U.S. banks are breathing a sigh of relief after regulators signaled plans to make major changes to a proposal to increase capital charges on large banks. Even with these revisions, however, the biggest U.S. banks are bracing for the impact of the “Basel III endgame.”
In the wake of the 2008 global financial crisis, regulators increased capital reserve requirements for banks around the world as a means of taking risk out of the global system. New data from Coalition Greenwich shows that banks’ responses to these higher capital charges helped usher in significant improvements in overall capital efficiency from FY2016 to FY2022. Over that period, the average ratio of sales and trading revenue to risk-weighted assets (RWA) for U.S. global systemically important banks (GSIBs) increased approximately 25%, providing a much-needed boost to bank profitability.
“In FY2023, bank sales and trading revenues declined which could be an ominous sign for banks ahead of what are expected to be significant increases in capital charges when the Basel III endgame finally takes effect,” says Minal Chotai, Co-Head of Financial Resources at Coalition Greenwich and author of Basel III Endgame to Drive RWA Inflation, Pose Challenges for U.S. GSIBs. “While repricing is an obvious action for banks, there are several levers they can use to minimize the impact of the new requirements on their returns.”

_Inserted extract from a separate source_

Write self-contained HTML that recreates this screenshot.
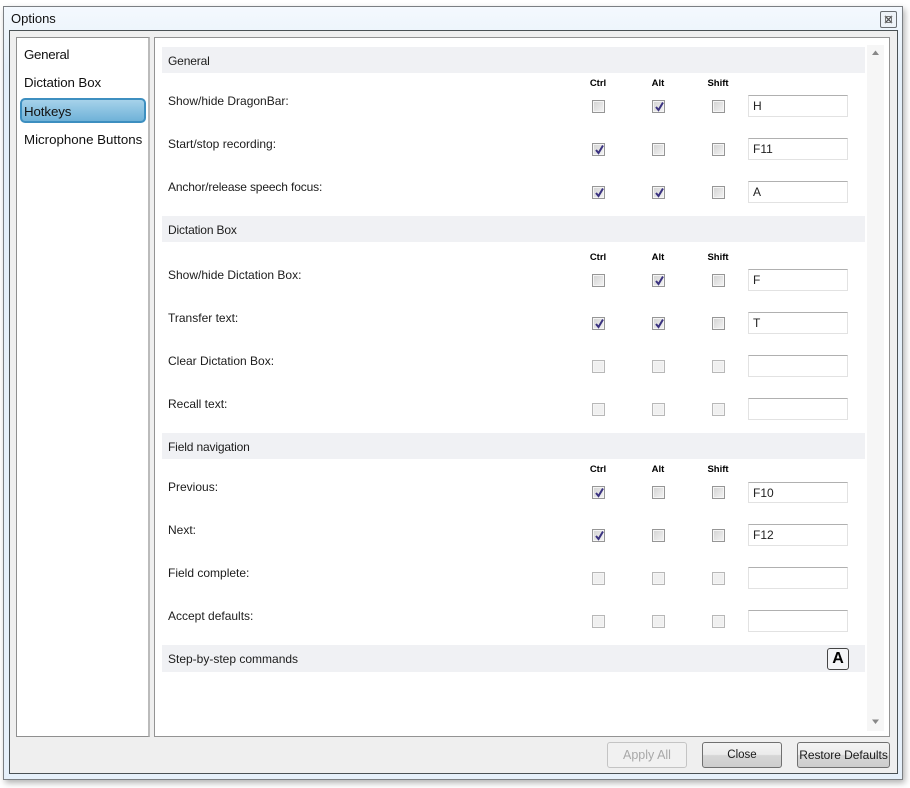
<!DOCTYPE html>
<html><head><meta charset="utf-8"><title>Options</title>
<style>
html,body{margin:0;padding:0;background:#fff}
body{width:910px;height:788px;position:relative;overflow:hidden;font-family:"Liberation Sans",sans-serif;color:#1c1c1c}
div,span{position:absolute;box-sizing:border-box}
.t{font-size:12px;line-height:16px;white-space:nowrap}
.s{letter-spacing:-.15px}
.nav{font-size:13.3px;line-height:18px;left:24px;white-space:nowrap;color:#111}
.sec{left:162px;width:703px;height:26px;background:#f0f1f4}
.h{font-size:9.5px;font-weight:bold;line-height:12px;width:50px;text-align:center;color:#000}
.c{width:13px;height:13px;border:1px solid #969696;background:linear-gradient(135deg,#d2d2d2,#f4f4f4);box-shadow:inset 0 0 0 1px #f5f5f5}
.c svg{position:absolute;left:1px;top:0}
.d{border-color:#b8b8b8;background:#f0f0f0}
.i{left:748px;width:100px;height:22px;border:1px solid #e2e2e2;border-top-color:#b0b0b0;background:#fff;font-size:12px;line-height:21px;padding-left:4px;color:#222}
.b{height:26px;border:1px solid #707070;border-radius:3px;background:linear-gradient(#f3f3f3 0,#ebebeb 48%,#d6d6d6 52%,#cdcdcd 100%);font-size:12px;line-height:24px;text-align:center;color:#1a1a1a;top:742px;white-space:nowrap}
</style></head>
<body>
<!-- window -->
<div style="left:3px;top:6px;width:900px;height:774px;border:1px solid #7b7f83;background:linear-gradient(#f4f9fe,#e4eff9 60px,#e6f0fa);box-shadow:2px 3px 6px rgba(0,0,0,.3)"></div>
<div style="left:9px;top:30px;width:889px;height:744px;border:1px solid #4a5154;background:#efefef"></div>
<div class="t" style="left:11px;top:11px;font-size:13px;color:#111">Options</div>
<div style="left:880px;top:11px;width:17px;height:17px;border:1px solid #6a6e72;border-radius:2px;background:#eef3f8"></div>
<svg style="position:absolute;left:884px;top:15px" width="9" height="9" viewBox="0 0 9 9"><path d="M1 1L8 8M8 1L1 8" stroke="#555" stroke-width="1.3"/><rect x="1.500" y="1.500" width="6" height="6" fill="none" stroke="#777"/></svg>

<!-- left panel -->
<div style="left:16px;top:37px;width:134px;height:700px;background:#fff;border:1px solid #8f8f8f;border-right:2px solid #bbb"></div>
<div class="nav" style="top:46px;letter-spacing:-.3px">General</div>
<div class="nav" style="top:74px;letter-spacing:-.1px">Dictation Box</div>
<div style="left:20px;top:98px;width:126px;height:25px;border:2px solid #3d8fc0;border-radius:5px;background:linear-gradient(#a6d2ea,#6fb2d8)"></div>
<div class="nav" style="top:103px;letter-spacing:-.1px">Hotkeys</div>
<div class="nav" style="top:131px">Microphone Buttons</div>

<!-- right panel -->
<div style="left:154px;top:37px;width:736px;height:700px;background:#fff;border:1px solid #939393"></div>
<div style="left:867px;top:45px;width:17px;height:686px;background:#f6f6f6"></div>
<svg style="position:absolute;left:871px;top:50px" width="9" height="6"><path d="M4.500 0.500L8 5H1Z" fill="#888"/></svg>
<svg style="position:absolute;left:871px;top:719px" width="9" height="6"><path d="M1 0.500H8L4.500 5Z" fill="#888"/></svg>

<!-- General -->
<div class="sec" style="top:47px"></div><div class="t s" style="left:168px;top:53px">General</div>
<div class="h" style="left:573px;top:78px">Ctrl</div><div class="h" style="left:633px;top:78px">Alt</div><div class="h" style="left:693px;top:78px">Shift</div>

<div class="t" style="left:168px;top:93px">Show/hide DragonBar:</div>
<div class="c" style="left:592px;top:100px"></div>
<div class="c" style="left:652px;top:100px"><svg width="11" height="11" viewBox="0 0 11 11"><path d="M2 6L4.500 9L9 1.500" fill="none" stroke="#3b3380" stroke-width="2"/></svg></div>
<div class="c" style="left:712px;top:100px"></div>
<div class="i" style="top:95px">H</div>

<div class="t" style="left:168px;top:136px">Start/stop recording:</div>
<div class="c" style="left:592px;top:143px"><svg width="11" height="11" viewBox="0 0 11 11"><path d="M2 6L4.500 9L9 1.500" fill="none" stroke="#3b3380" stroke-width="2"/></svg></div>
<div class="c" style="left:652px;top:143px"></div>
<div class="c" style="left:712px;top:143px"></div>
<div class="i" style="top:138px">F11</div>

<div class="t" style="left:168px;top:179px;letter-spacing:-.14px">Anchor/release speech focus:</div>
<div class="c" style="left:592px;top:186px"><svg width="11" height="11" viewBox="0 0 11 11"><path d="M2 6L4.500 9L9 1.500" fill="none" stroke="#3b3380" stroke-width="2"/></svg></div>
<div class="c" style="left:652px;top:186px"><svg width="11" height="11" viewBox="0 0 11 11"><path d="M2 6L4.500 9L9 1.500" fill="none" stroke="#3b3380" stroke-width="2"/></svg></div>
<div class="c" style="left:712px;top:186px"></div>
<div class="i" style="top:181px">A</div>

<!-- Dictation Box -->
<div class="sec" style="top:216px"></div><div class="t s" style="left:168px;top:222px">Dictation Box</div>
<div class="h" style="left:573px;top:252px">Ctrl</div><div class="h" style="left:633px;top:252px">Alt</div><div class="h" style="left:693px;top:252px">Shift</div>

<div class="t" style="left:168px;top:267px">Show/hide Dictation Box:</div>
<div class="c" style="left:592px;top:274px"></div>
<div class="c" style="left:652px;top:274px"><svg width="11" height="11" viewBox="0 0 11 11"><path d="M2 6L4.500 9L9 1.500" fill="none" stroke="#3b3380" stroke-width="2"/></svg></div>
<div class="c" style="left:712px;top:274px"></div>
<div class="i" style="top:269px">F</div>

<div class="t" style="left:168px;top:310px">Transfer text:</div>
<div class="c" style="left:592px;top:317px"><svg width="11" height="11" viewBox="0 0 11 11"><path d="M2 6L4.500 9L9 1.500" fill="none" stroke="#3b3380" stroke-width="2"/></svg></div>
<div class="c" style="left:652px;top:317px"><svg width="11" height="11" viewBox="0 0 11 11"><path d="M2 6L4.500 9L9 1.500" fill="none" stroke="#3b3380" stroke-width="2"/></svg></div>
<div class="c" style="left:712px;top:317px"></div>
<div class="i" style="top:312px">T</div>

<div class="t" style="left:168px;top:353px">Clear Dictation Box:</div>
<div class="c d" style="left:592px;top:360px"></div>
<div class="c d" style="left:652px;top:360px"></div>
<div class="c d" style="left:712px;top:360px"></div>
<div class="i" style="top:355px"></div>

<div class="t" style="left:168px;top:396px">Recall text:</div>
<div class="c d" style="left:592px;top:403px"></div>
<div class="c d" style="left:652px;top:403px"></div>
<div class="c d" style="left:712px;top:403px"></div>
<div class="i" style="top:398px"></div>

<!-- Field navigation -->
<div class="sec" style="top:433px"></div><div class="t s" style="left:168px;top:439px">Field navigation</div>
<div class="h" style="left:573px;top:464px">Ctrl</div><div class="h" style="left:633px;top:464px">Alt</div><div class="h" style="left:693px;top:464px">Shift</div>

<div class="t" style="left:168px;top:479px">Previous:</div>
<div class="c" style="left:592px;top:486px"><svg width="11" height="11" viewBox="0 0 11 11"><path d="M2 6L4.500 9L9 1.500" fill="none" stroke="#3b3380" stroke-width="2"/></svg></div>
<div class="c" style="left:652px;top:486px"></div>
<div class="c" style="left:712px;top:486px"></div>
<div class="i" style="top:482px;height:21px;line-height:20px">F10</div>

<div class="t" style="left:168px;top:522px">Next:</div>
<div class="c" style="left:592px;top:529px"><svg width="11" height="11" viewBox="0 0 11 11"><path d="M2 6L4.500 9L9 1.500" fill="none" stroke="#3b3380" stroke-width="2"/></svg></div>
<div class="c" style="left:652px;top:529px"></div>
<div class="c" style="left:712px;top:529px"></div>
<div class="i" style="top:524px">F12</div>

<div class="t" style="left:168px;top:565px">Field complete:</div>
<div class="c d" style="left:592px;top:572px"></div>
<div class="c d" style="left:652px;top:572px"></div>
<div class="c d" style="left:712px;top:572px"></div>
<div class="i" style="top:567px"></div>

<div class="t" style="left:168px;top:608px">Accept defaults:</div>
<div class="c d" style="left:592px;top:615px"></div>
<div class="c d" style="left:652px;top:615px"></div>
<div class="c d" style="left:712px;top:615px"></div>
<div class="i" style="top:610px"></div>

<!-- Step-by-step -->
<div class="sec" style="top:645px;height:27px"></div><div class="t" style="left:168px;top:651px">Step-by-step commands</div>
<div style="left:827px;top:648px;width:22px;height:22px;border:1px solid #444;border-radius:3px;background:#f4f5f7;font-size:16px;font-weight:bold;line-height:20px;text-align:center;color:#000">A</div>

<!-- buttons -->
<div class="b" style="left:607px;width:80px;border-color:#c4c4c4;background:#f1f1f1;color:#a8a8a8;font-size:12.5px">Apply All</div>
<div class="b" style="left:702px;width:80px;font-size:11.5px">Close</div>
<div class="b" style="left:797px;width:93px;letter-spacing:-.05px">Restore Defaults</div>
</body></html>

As the regulatory rules are implemented, several actions that larger U.S. banks can take include:
Accelerate Execution of Technical Levers: To varying degrees, banks have already pulled a number of technology levers—some involving internal modifications to improve data modeling quality while others tap into external sources, such as outsourcing elements of collateral management program. While a lot of work has been done, banks need to continue, and in cases accelerate, the execution of such programs to minimize the impact of upcoming regulatory changes.
Reassess and Refine Business Mix: While pulling technical levers serves as a plausible approach to optimizing capital usage, capital savings on a larger scale necessitates permanent and strategic change. For instance, introduction of the CVA capital charge made trading in uncollateralized long-dated derivatives more expensive relative to historical levels. Several banks—predominantly large EU banks—created units to house these assets deemed “non-core” to the banks’ ongoing business operations. Consequently, asset and wealth management benefited as resources were reallocated to the division, given relatively high efficiency ratios and little need for capital.
Optimize Client-Level Resource Allocation: Senior management should not underestimate the long-term value an optimally run client franchise brings to the fore. While past client revenue produced can inform future growth potential, senior management must consider other performance factors, such as client cost-to-serve and client risk-adjusted returns, among others, when deciding where to allocate scarce resources.
Basel III Endgame to Drive RWA Inflation, Pose Challenges for U.S. GSIBs analyzes steps banks can take to enhance capital efficiency and minimize the negative impact of the expected increases in capital charges from the Basel III endgame.